271 A.3d 196
D.C.2022Background
- Rives Grogan, a preacher, loudly protested abortion from a public Senate gallery immediately after the Senate adjourned; officers escorted him out and he continued shouting after explicit orders to stop.
- He was charged and tried on two counts: demonstrating within a U.S. Capitol building (D.C. Code § 10-503.16(b)(7)) and unlawful demonstration (D.C. Code § 22-1307(b)).
- A jury convicted Grogan on both counts; he received concurrent seven-day jail terms for each conviction.
- On appeal Grogan argued (inter alia) double jeopardy (duplicitous punishment), a RFRA violation, facial overbreadth of § 10-503.16(b)(7), insufficiency under § 22-1307(b), and that the gallery is a public forum so the statute was unconstitutional as applied.
- The court held the two convictions must merge because the D.C. Council intended § 22-1307(b) as a lesser alternative to Capitol-building demonstration charges, and § 10-503.18(c) ties penalties to the highest authorized punishment; it remanded to vacate the § 22-1307(b) conviction.
- The court rejected Grogan's RFRA claim (no substantial burden), upheld § 10-503.16(b)(7) against facial overbreadth under the 'tourist standard', and found no plain error as-applied in the gallery context.
Issues
| Issue | Plaintiff's Argument | Defendant's Argument | Held |
|---|---|---|---|
| Double Jeopardy / merger of convictions | Grogan: unlawful demonstration (§ 22-1307(b)) depends on proving illegality under § 10-503.16(b)(7), so punishments are duplicative | Government: Blockburger shows each offence has distinct elements (location v. continuing after order), so no merger presumptively | Court: Blockburger presumption applies but clear legislative intent (Omnibus Act preamble and § 10-503.18(c)) required merger; vacate § 22-1307(b) conviction |
| RFRA defense | Grogan: removal/charge substantially burdened his sincere religious exercise | Government: removal barred only one means among many to convey message; less than substantial burden | Court: No prima facie RFRA violation; restriction was one of many means so not a substantial burden |
| Facial overbreadth of § 10-503.16(b)(7) | Grogan: 'demonstration' is vague/overbroad across manners, locations (Rotunda), and times | Government: statute can be narrowed by established 'tourist standard' to proscribe disruptive conduct | Court: § 10-503.16(b)(7) is not substantially overbroad when construed under the tourist standard; upheld |
| As-applied public forum / time-place-manner | Grogan: Senate gallery is a public forum; statute not narrowly tailored to serve significant interest after adjournment | Government: substantial interest in preventing disruption persists; regulation is a valid time-place-manner restriction | Court: Plain-error review fails — not clear or obvious error; upheld as-applied |
Key Cases Cited
- Whalen v. United States, 445 U.S. 684 (interpreting Blockburger and legislative drafting choices for merger analysis)

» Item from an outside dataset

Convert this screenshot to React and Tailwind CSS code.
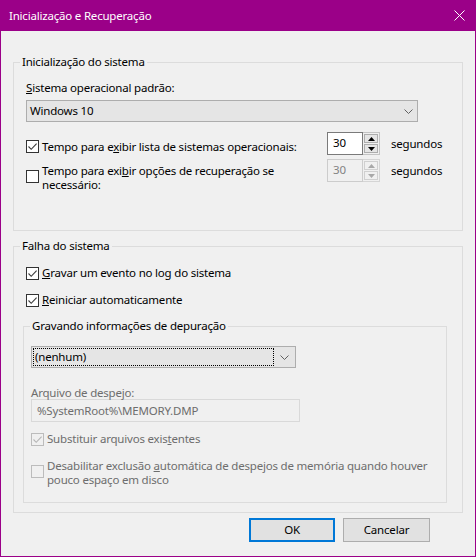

- Blockburger v. United States, 284 U.S. 299 (establishing element-by-element test for multiple punishments)
- Mooney v. United States, 938 A.2d 710 (D.C. 2007) (merger remedy when legislature did not authorize duplicative punishments)
- Pelote v. District of Columbia, 21 A.3d 599 (D.C. 2011) (merging offenses when one statutory provision predicates the other)
- Byrd v. United States, 598 A.2d 386 (D.C. 1991) (Double Jeopardy protects against multiple punishments beyond legislative authorization)
- Markowitz v. United States, 598 A.2d 398 (D.C. 1991) (applying limitations to Capitol demonstration prosecutions; site-specific analysis)
- Wheelock v. United States, 552 A.2d 503 (D.C. 1989) (recognizing Rotunda as a unique forum for demonstrations)
- United States v. Stevens, 559 U.S. 460 (2010) (overbreadth doctrine: substantial unconstitutional applications required to invalidate statute)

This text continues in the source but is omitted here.